In a recent letter to the EPA this summer, the two groups asked the federal agency to step in and implement stricter regulations against the industry and phase out existing plants in urban neighborhoods. But because of a major loophole in the Clean Air Act, Bottineau and Singleton residents face an uphill battle when it comes to cleaning up GAF’s pollution. Since the plants were built before the federal law was signed in 1963, they weren’t required to immediately upgrade their pollution controls and technologies to meet new, lower emissions limits. GAF acquired both plants in the late 1960s, but the plants had been operated by different companies for decades before that. 

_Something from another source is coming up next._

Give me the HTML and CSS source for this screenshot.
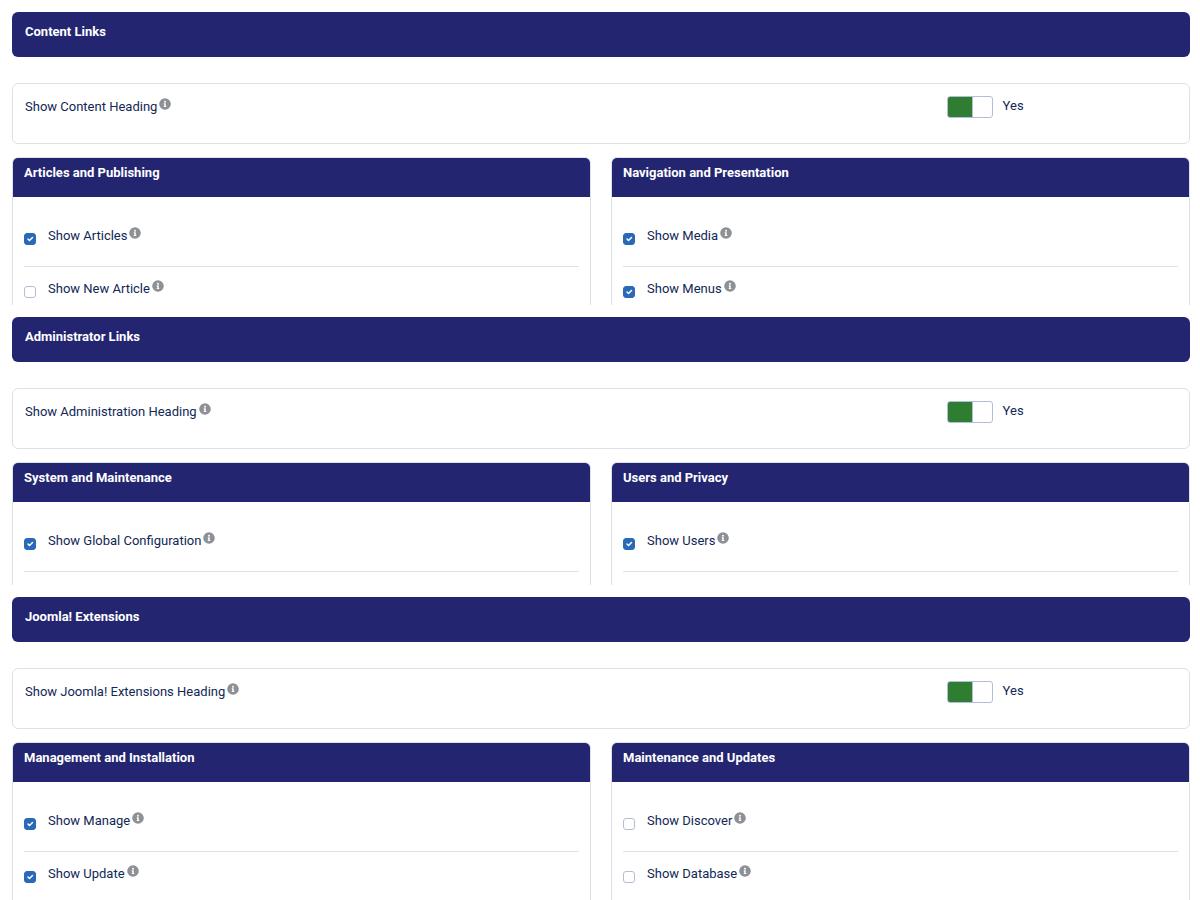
FILE: index.html
```html
<!DOCTYPE html>
<html lang="en">
<head>
  <meta charset="UTF-8" />
  <title>Menu Links Settings</title>
  <meta name="viewport" content="width=device-width, initial-scale=1.0" />
  <link rel="stylesheet" href="styles.css">
</head>
<body>

  <!-- shared icon -->
  <svg class="sprite" aria-hidden="true">
    <symbol id="info" viewBox="0 0 512 512">
      <path fill="currentColor" fill-rule="evenodd" d="M256 8a248 248 0 1 0 0 496a248 248 0 1 0 0-496zm0 110a42 42 0 1 1 0 84a42 42 0 1 1 0-84zm56 254a12 12 0 0 1-12 12h-88a12 12 0 0 1-12-12v-24a12 12 0 0 1 12-12h12v-64h-12a12 12 0 0 1-12-12v-24a12 12 0 0 1 12-12h64a12 12 0 0 1 12 12v100h12a12 12 0 0 1 12 12z"/>
    </symbol>
  </svg>

  <form class="settings">

    <section class="group">
      <h2 class="group-title">Content Links</h2>
      <div class="heading-option">
        <label for="content_heading">Show Content Heading<svg class="info"><use href="#info"/></svg></label>
        <div class="switch">
          <input type="checkbox" id="content_heading" checked />
          <label for="content_heading">Yes</label>
        </div>
      </div>
      <div class="panels">
        <div class="panel">
          <h3 class="panel-title">Articles and Publishing</h3>
          <ul class="options">
            <li>
              <input type="checkbox" id="articles" checked />
              <label for="articles">Show Articles<svg class="info"><use href="#info"/></svg></label>
            </li>
            <li>
              <input type="checkbox" id="new_article" />
              <label for="new_article">Show New Article<svg class="info"><use href="#info"/></svg></label>
            </li>
          </ul>
        </div>
        <div class="panel">
          <h3 class="panel-title">Navigation and Presentation</h3>
          <ul class="options">
            <li>
              <input type="checkbox" id="media" checked />
              <label for="media">Show Media<svg class="info"><use href="#info"/></svg></label>
            </li>
            <li>
              <input type="checkbox" id="menus" checked />
              <label for="menus">Show Menus<svg class="info"><use href="#info"/></svg></label>
            </li>
          </ul>
        </div>
      </div>
    </section>

    <section class="group">
      <h2 class="group-title">Administrator Links</h2>
      <div class="heading-option">
        <label for="admin_heading">Show Administration Heading<svg class="info"><use href="#info"/></svg></label>
        <div class="switch">
          <input type="checkbox" id="admin_heading" checked />
          <label for="admin_heading">Yes</label>
        </div>
      </div>
      <div class="panels">
        <div class="panel">
          <h3 class="panel-title">System and Maintenance</h3>
          <ul class="options single">
            <li>
              <input type="checkbox" id="global_config" checked />
              <label for="global_config">Show Global Configuration<svg class="info"><use href="#info"/></svg></label>
            </li>
          </ul>
        </div>
        <div class="panel">
          <h3 class="panel-title">Users and Privacy</h3>
          <ul class="options single">
            <li>
              <input type="checkbox" id="users" checked />
              <label for="users">Show Users<svg class="info"><use href="#info"/></svg></label>
            </li>
          </ul>
        </div>
      </div>
    </section>

    <section class="group">
      <h2 class="group-title">Joomla! Extensions</h2>
      <div class="heading-option">
        <label for="ext_heading">Show Joomla! Extensions Heading<svg class="info"><use href="#info"/></svg></label>
        <div class="switch">
          <input type="checkbox" id="ext_heading" checked />
          <label for="ext_heading">Yes</label>
        </div>
      </div>
      <div class="panels">
        <div class="panel">
          <h3 class="panel-title">Management and Installation</h3>
          <ul class="options">
            <li>
              <input type="checkbox" id="manage" checked />
              <label for="manage">Show Manage<svg class="info"><use href="#info"/></svg></label>
            </li>
            <li>
              <input type="checkbox" id="update" checked />
              <label for="update">Show Update<svg class="info"><use href="#info"/></svg></label>
            </li>
          </ul>
        </div>
        <div class="panel">
          <h3 class="panel-title">Maintenance and Updates</h3>
          <ul class="options">
            <li>
              <input type="checkbox" id="discover" />
              <label for="discover">Show Discover<svg class="info"><use href="#info"/></svg></label>
            </li>
            <li>
              <input type="checkbox" id="database" />
              <label for="database">Show Database<svg class="info"><use href="#info"/></svg></label>
            </li>
          </ul>
        </div>
      </div>
    </section>

  </form>

</body>
</html>
```
FILE: styles.css
```css
:root {
  --navy: #232571;
  --text: #112855;
  --border: #dfe1e8;
  --control: #b3bed6;
  --blue: #2a69b8;
  --green: #2f7d32;
  --icon: #8d9095;
}

* {
  box-sizing: border-box;
}

body {
  margin: 0;
  background: #fff;
  color: var(--text);
  font-family: Roboto, "Liberation Sans", sans-serif;
  font-size: 13px;
  line-height: 20px;
}

.sprite {
  display: none;
}

.settings {
  display: flex;
  flex-direction: column;
  gap: 12px;
  min-height: 100vh;
  padding: 12px 10px 0 12px;
}

.group {
  display: flex;
  flex-direction: column;
}

.group:last-child {
  flex: 1;
}

.group-title,
.panel-title {
  margin: 0;
  background: var(--navy);
  color: #fff;
  font-size: 13px;
  font-weight: 700;
}

.group-title {
  padding: 10px 13px 15px;
  border-radius: 6px;
}

/* yes/no row under each title */
.heading-option {
  display: grid;
  grid-template-columns: 4fr 1fr;
  margin: 26px 0 13px;
  padding: 12px 12px 25px;
  border: 1px solid var(--border);
  border-radius: 6px;
}

.heading-option > label {
  padding-top: 1px;
}

.switch {
  display: flex;
  align-items: flex-start;
  gap: 10px;
}

.switch input {
  appearance: none;
  width: 46px;
  height: 22px;
  margin: 0;
  border: 1px solid var(--control);
  border-radius: 3px;
  background: linear-gradient(to right, #fff 24px, var(--green) 24px);
}

.switch input:checked {
  background: linear-gradient(to right, var(--green) 24px, var(--control) 24px, var(--control) 25px, #fff 25px);
}

.panels {
  display: grid;
  grid-template-columns: 1fr 1fr;
  gap: 20px;
  flex: 1;
}

.panel {
  border: 1px solid var(--border);
  border-bottom: none;
  border-radius: 6px 6px 0 0;
}

.panel-title {
  padding: 5px 11px 14px;
  border-radius: 5px 5px 0 0;
}

.options {
  list-style: none;
  margin: 0;
  padding: 17px 11px 0;
}

.options li {
  display: flex;
  align-items: flex-start;
  gap: 12px;
  padding: 12px 0 20px;
  border-bottom: 1px solid var(--border);
}

.options li:last-child {
  padding-bottom: 6px;
  border-bottom: none;
}

.options.single {
  padding-bottom: 13px;
}

.options.single li {
  padding-bottom: 20px;
  border-bottom: 1px solid var(--border);
}

.options input {
  appearance: none;
  width: 12px;
  height: 12px;
  margin: 7px 0 0;
  border: 1px solid var(--control);
  border-radius: 3px;
}

.options input:checked {
  border-color: var(--blue);
  background: var(--blue) url("data:image/svg+xml,%3Csvg xmlns='http://www.w3.org/2000/svg' viewBox='0 0 20 20'%3E%3Cpath fill='none' stroke='%23fff' stroke-linecap='round' stroke-linejoin='round' stroke-width='3' d='m6 10 3 3 6-6'/%3E%3C/svg%3E") center / contain no-repeat;
}

.info {
  width: 12px;
  height: 12px;
  margin-left: 2px;
  color: var(--icon);
  vertical-align: 1px;
}

@media (max-width: 600px) {
  .panels,
  .heading-option {
    grid-template-columns: 1fr;
  }
}
```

Companies had successfully argued that requiring existing plants to conform to the new law could bankrupt industries and cause millions of dollars in economic losses. And so plants like GAF were grandfathered in: As long as they didn’t significantly alter their processes, they could keep renewing their main operating permits, year after year, without updating them. “You get this pattern where a facility gets to keep complying with old standards for quite a long time until they make a significant change at their facility,” says Kelly Haragan, an environmental law professor at the University of Texas at Austin.

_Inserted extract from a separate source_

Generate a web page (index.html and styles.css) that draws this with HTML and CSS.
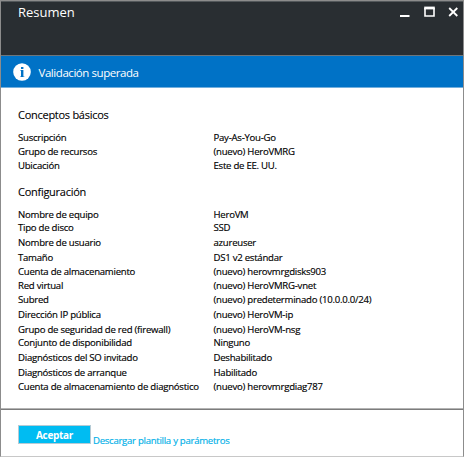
FILE: index.html
```html
<!DOCTYPE html>
<html lang="es">
<head>
<meta charset="utf-8">
<title>Resumen</title>
<link rel="stylesheet" href="styles.css">
</head>
<body>
<main class="blade">
  <header class="header">
    <h1 class="title">Resumen</h1>
    <svg class="controls" width="60" height="12" viewBox="0 0 60 12" fill="none" stroke="#fff">
      <path d="M0 10H9.500" stroke-width="2"/>
      <path d="M25 2V10H34V2" stroke-width="1.600"/>
      <path d="M24.200 2H34.800" stroke-width="2.800"/>
      <path d="M49.200 2L57.300 10M57.300 2L49.200 10" stroke-width="1.800"/>
    </svg>
  </header>
  <div class="banner">
    <svg class="info" width="18" height="18" viewBox="0 0 18 18">
      <circle cx="9" cy="9" r="8.800" fill="#fff"/>
      <path d="M8 4h2.400v2H8zM8 7h2.400v7H8z" fill="#0072c6"/>
      <path d="M7 7h1v1H7zM7 13h4.400v1H7z" fill="#0072c6" opacity=".45"/>
    </svg>
    <span class="banner-text">Validación superada</span>
  </div>
  <section class="content">
    <h2 class="heading">Conceptos básicos</h2>
    <dl class="list basics">
      <dt>Suscripción</dt><dd>Pay-As-You-Go</dd>
      <dt>Grupo de recursos</dt><dd>(nuevo) HeroVMRG</dd>
      <dt>Ubicación</dt><dd>Este de EE. UU.</dd>
    </dl>
    <h2 class="heading">Configuración</h2>
    <dl class="list config">
      <dt>Nombre de equipo</dt><dd>HeroVM</dd>
      <dt>Tipo de disco</dt><dd>SSD</dd>
      <dt>Nombre de usuario</dt><dd>azureuser</dd>
      <dt>Tamaño</dt><dd>DS1 v2 estándar</dd>
      <dt>Cuenta de almacenamiento</dt><dd>(nuevo) herovmrgdisks903</dd>
      <dt>Red virtual</dt><dd>(nuevo) HeroVMRG-vnet</dd>
      <dt>Subred</dt><dd>(nuevo) predeterminado (10.0.0.0/24)</dd>
      <dt>Dirección IP pública</dt><dd>(nuevo) HeroVM-ip</dd>
      <dt>Grupo de seguridad de red (firewall)</dt><dd>(nuevo) HeroVM-nsg</dd>
      <dt>Conjunto de disponibilidad</dt><dd>Ninguno</dd>
      <dt>Diagnósticos del SO invitado</dt><dd>Deshabilitado</dd>
      <dt>Diagnósticos de arranque</dt><dd>Habilitado</dd>
      <dt>Cuenta de almacenamiento de diagnóstico</dt><dd>(nuevo) herovmrgdiag787</dd>
    </dl>
  </section>
  <footer class="footer">
    <button class="accept" type="button">Aceptar</button>
    <a class="download">Descargar plantilla y parámetros</a>
  </footer>
</main>
</body>
</html>
```
FILE: styles.css
```css
* { box-sizing: border-box; margin: 0; padding: 0; }
body {
  font-family: "Open Sans", "Noto Sans", sans-serif;
  background: #fff;
  color: #000;
}
.blade {
  width: 464px;
  height: 457px;
  display: flex;
  flex-direction: column;
  border: 1px solid #8c8c8c;
  border-bottom-color: #c8c8c8;
}
.header {
  height: 55px;
  display: flex;
  justify-content: space-between;
  align-items: flex-start;
  padding: 2px 3px 0 17px;
  background: #292e32;
  border-top: 1px solid #53585b;
  border-bottom: 1px solid #6d767c;
  color: #fff;
}
.title {
  font-size: 13px;
  line-height: 17px;
  font-weight: 400;
}
.controls { margin-top: 2px; }
.banner {
  height: 32px;
  display: flex;
  align-items: center;
  padding-left: 12px;
  gap: 7.500px;
  background: #0072c6;
  border-bottom: 1px solid #73afdd;
  color: #fff;
}
.info { display: block; }
.banner-text {
  margin-top: 3px;
  font-size: 11.500px;
  line-height: 16px;
  letter-spacing: -0.440px;
}
.content {
  flex: 1;
  padding: 20px 0 0 17px;
}
.heading {
  height: 23px;
  font-size: 11px;
  line-height: 14px;
  font-weight: 400;
  letter-spacing: -0.270px;
  -webkit-text-stroke: 0.100px #000;
}
.list {
  display: grid;
  grid-template-columns: 195.500px 1fr;
  font-size: 9.600px;
  line-height: 14px;
  letter-spacing: -0.250px;
  white-space: nowrap;
  -webkit-text-stroke: 0.150px #000;
}
.basics {
  grid-template-rows: repeat(3, 14px);
  margin-bottom: 12px;
}
.config {
  grid-template-rows: 13px 15px 15px 14px 14px 14px 15px 15px 13px 15px 15px 14px 14px;
}
.footer {
  height: 48px;
  display: flex;
  align-items: flex-start;
  gap: 2px;
  padding: 16px 0 0 17px;
  border-top: 1px solid #b4b4b4;
  box-shadow: inset 0 1px #7c7c7c;
}
.accept {
  width: 73px;
  height: 19px;
  border: 1px solid #b5cbd5;
  background: #00bcf2;
  color: #fff;
  font: 700 10px/16px "Open Sans", "Noto Sans", sans-serif;
  letter-spacing: -0.300px;
}
.download {
  margin-top: 9px;
  font-size: 9.600px;
  line-height: 14px;
  letter-spacing: -0.280px;
  color: #00b0e8;
  -webkit-text-stroke: 0.150px #00b0e8;
}
```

The GAF facilities are also exempt from technology reviews requiring the company to install what’s known in the industry as “best available control technology”—cost-effective, modern scrubbers that trap pollutants, for example. “There’s nothing stopping the states from stepping in and having more stringent requirements,” Haragan says. “There’s an argument in places like this that you shouldn’t just be issuing permits. They should be including provisions to make sure the permit is actually protective of public health.” 

In a statement, a GAF spokesperson characterized the communities’ claims of excess pollution that harms residents’ health as “false,” “offensive,” and “irresponsible.” The company pointed to a 2022 press release from the Minnesota Pollution Control Agency, stating that it had voluntarily installed more advanced pollution controls when they were not required. 

While the impacts of the Clean Air Act loophole on shingle factories haven’t been researched thoroughly, its impacts on other industries are more well-known. For example, a 2022 paper from the Institute for Policy Integrity at New York University looked at the impact of grandfathering in coal boilers. The study found that old boilers, which might otherwise have been retired or upgraded, led to an additional two pounds of sulfur dioxide emissions per megawatt of power generated—a 70 percent increase that could have been avoided with new technologies. 

At the neighborhood level, closing the loophole could dramatically improve residents’ quality of life—not just in Dallas and Minneapolis but across the country. Much of the organizing to completely shut down GAF will still have to happen at the local level, Cisneros says, by using local zoning laws or nuisance ordinances, for example.  

“The vision is to highlight the environmental racism that we’re all experiencing and push for more national regulation,” Cisneros says. “When you have so many people crossing state lines, asking for the same things, telling you about the same problems, you can’t look away. This isn’t one state’s problem.”